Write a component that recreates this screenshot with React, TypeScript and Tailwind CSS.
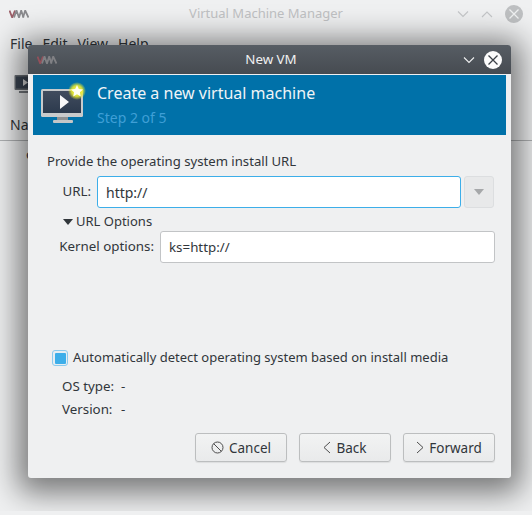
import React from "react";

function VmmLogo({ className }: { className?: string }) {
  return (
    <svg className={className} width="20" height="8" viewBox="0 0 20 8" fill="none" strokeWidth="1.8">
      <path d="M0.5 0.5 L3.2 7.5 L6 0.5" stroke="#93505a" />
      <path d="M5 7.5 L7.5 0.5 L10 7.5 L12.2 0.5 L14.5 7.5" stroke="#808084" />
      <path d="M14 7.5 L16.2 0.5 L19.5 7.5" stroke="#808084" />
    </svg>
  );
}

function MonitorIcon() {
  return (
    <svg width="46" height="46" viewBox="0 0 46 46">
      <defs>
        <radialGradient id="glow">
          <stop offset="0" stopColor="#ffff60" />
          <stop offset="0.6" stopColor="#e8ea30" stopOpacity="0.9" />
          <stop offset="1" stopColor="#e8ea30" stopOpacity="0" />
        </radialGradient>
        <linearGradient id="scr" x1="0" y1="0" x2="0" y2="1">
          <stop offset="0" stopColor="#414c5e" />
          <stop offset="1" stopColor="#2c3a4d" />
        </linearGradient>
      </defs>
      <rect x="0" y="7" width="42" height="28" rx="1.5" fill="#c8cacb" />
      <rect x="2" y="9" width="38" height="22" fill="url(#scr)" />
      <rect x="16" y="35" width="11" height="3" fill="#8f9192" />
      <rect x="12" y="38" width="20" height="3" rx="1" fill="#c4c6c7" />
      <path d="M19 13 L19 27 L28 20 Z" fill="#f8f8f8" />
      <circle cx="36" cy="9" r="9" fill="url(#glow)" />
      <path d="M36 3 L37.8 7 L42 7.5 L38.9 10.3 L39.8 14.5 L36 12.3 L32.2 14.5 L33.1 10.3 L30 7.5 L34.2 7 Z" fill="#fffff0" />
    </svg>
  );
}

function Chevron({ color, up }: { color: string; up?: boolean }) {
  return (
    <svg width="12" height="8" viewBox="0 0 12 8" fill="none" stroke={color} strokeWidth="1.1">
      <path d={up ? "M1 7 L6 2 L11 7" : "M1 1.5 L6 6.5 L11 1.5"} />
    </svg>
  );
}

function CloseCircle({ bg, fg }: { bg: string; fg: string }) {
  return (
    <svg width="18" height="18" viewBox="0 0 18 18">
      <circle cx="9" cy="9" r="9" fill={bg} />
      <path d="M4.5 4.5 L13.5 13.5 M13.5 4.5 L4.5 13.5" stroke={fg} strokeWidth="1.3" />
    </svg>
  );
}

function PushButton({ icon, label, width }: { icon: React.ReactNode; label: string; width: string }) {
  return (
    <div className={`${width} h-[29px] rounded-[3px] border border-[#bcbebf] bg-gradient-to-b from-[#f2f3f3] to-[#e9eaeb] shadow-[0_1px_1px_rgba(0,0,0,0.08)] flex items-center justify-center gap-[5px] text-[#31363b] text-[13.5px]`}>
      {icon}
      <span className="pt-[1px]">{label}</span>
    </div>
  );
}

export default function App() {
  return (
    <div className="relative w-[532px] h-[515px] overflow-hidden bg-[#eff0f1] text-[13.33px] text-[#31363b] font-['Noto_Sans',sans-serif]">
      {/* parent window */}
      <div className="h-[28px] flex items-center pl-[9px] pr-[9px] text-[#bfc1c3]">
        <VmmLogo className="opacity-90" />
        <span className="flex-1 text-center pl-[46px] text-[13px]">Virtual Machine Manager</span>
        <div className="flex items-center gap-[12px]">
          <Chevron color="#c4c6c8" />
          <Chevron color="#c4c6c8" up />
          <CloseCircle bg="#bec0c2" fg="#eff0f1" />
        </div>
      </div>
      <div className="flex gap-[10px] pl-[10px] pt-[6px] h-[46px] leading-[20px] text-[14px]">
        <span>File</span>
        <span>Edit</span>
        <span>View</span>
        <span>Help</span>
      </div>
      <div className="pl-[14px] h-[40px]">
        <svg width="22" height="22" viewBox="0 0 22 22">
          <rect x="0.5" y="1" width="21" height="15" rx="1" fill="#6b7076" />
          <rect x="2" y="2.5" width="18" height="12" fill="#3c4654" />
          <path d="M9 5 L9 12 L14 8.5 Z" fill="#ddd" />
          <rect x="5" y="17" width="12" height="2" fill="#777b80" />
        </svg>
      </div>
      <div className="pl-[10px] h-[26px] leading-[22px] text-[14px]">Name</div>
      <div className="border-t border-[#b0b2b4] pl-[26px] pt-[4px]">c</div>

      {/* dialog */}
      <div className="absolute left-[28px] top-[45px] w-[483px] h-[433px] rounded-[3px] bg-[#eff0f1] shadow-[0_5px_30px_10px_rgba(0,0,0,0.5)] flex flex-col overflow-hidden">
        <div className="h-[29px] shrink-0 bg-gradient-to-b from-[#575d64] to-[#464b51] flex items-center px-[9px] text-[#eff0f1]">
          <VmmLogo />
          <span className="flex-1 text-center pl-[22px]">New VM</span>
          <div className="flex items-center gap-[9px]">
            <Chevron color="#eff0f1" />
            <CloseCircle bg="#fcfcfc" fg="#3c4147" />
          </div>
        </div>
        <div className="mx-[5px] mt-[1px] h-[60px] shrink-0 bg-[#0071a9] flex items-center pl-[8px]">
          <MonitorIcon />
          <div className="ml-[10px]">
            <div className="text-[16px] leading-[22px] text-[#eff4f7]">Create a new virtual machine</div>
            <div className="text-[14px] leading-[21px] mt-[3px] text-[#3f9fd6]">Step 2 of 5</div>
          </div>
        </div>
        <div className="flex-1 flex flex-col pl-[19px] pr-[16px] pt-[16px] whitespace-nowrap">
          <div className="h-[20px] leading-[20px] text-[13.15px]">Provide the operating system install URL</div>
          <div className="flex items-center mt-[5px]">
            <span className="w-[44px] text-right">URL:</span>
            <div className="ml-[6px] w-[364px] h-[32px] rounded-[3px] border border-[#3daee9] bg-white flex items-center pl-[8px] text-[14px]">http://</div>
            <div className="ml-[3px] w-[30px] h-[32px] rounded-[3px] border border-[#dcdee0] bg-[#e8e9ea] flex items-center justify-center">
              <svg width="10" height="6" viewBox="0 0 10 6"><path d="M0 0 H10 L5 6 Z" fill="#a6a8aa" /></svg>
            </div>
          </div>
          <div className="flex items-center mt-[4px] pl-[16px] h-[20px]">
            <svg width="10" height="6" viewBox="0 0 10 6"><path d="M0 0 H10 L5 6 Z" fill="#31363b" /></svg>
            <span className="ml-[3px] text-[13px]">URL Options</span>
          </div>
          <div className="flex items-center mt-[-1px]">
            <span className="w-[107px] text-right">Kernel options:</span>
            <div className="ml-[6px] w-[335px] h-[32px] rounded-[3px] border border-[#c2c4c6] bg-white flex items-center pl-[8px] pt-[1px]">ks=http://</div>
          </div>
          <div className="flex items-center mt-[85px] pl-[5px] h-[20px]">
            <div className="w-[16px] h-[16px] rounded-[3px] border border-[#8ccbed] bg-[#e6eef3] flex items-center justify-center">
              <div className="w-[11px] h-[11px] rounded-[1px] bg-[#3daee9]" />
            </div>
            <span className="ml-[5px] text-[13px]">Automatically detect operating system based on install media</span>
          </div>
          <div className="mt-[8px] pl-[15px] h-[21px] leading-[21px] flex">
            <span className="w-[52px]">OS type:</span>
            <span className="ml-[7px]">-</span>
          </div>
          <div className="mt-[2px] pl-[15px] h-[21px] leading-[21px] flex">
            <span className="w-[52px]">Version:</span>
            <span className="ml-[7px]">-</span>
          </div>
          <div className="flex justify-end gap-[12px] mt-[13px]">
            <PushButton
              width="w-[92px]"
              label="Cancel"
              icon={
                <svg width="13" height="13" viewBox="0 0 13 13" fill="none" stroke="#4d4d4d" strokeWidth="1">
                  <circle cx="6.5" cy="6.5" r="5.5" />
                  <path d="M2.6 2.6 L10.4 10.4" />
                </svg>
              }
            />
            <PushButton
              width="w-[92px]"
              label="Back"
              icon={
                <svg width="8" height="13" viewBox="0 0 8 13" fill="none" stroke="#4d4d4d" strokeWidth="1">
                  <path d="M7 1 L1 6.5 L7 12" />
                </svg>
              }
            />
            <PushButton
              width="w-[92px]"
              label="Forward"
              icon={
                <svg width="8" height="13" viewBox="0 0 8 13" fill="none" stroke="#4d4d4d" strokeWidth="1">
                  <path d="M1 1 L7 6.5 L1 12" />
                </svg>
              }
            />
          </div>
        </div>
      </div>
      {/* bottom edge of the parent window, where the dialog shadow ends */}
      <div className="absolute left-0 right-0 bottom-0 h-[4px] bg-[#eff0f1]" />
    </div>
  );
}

+===+

Your instructions: Repeat, exactly and in full, each line from the start of the data to the line that contains "import React from". Pictures do not go in.

Result of the task:
Write a component that recreates this screenshot with React, TypeScript and Tailwind CSS.
import React from "react";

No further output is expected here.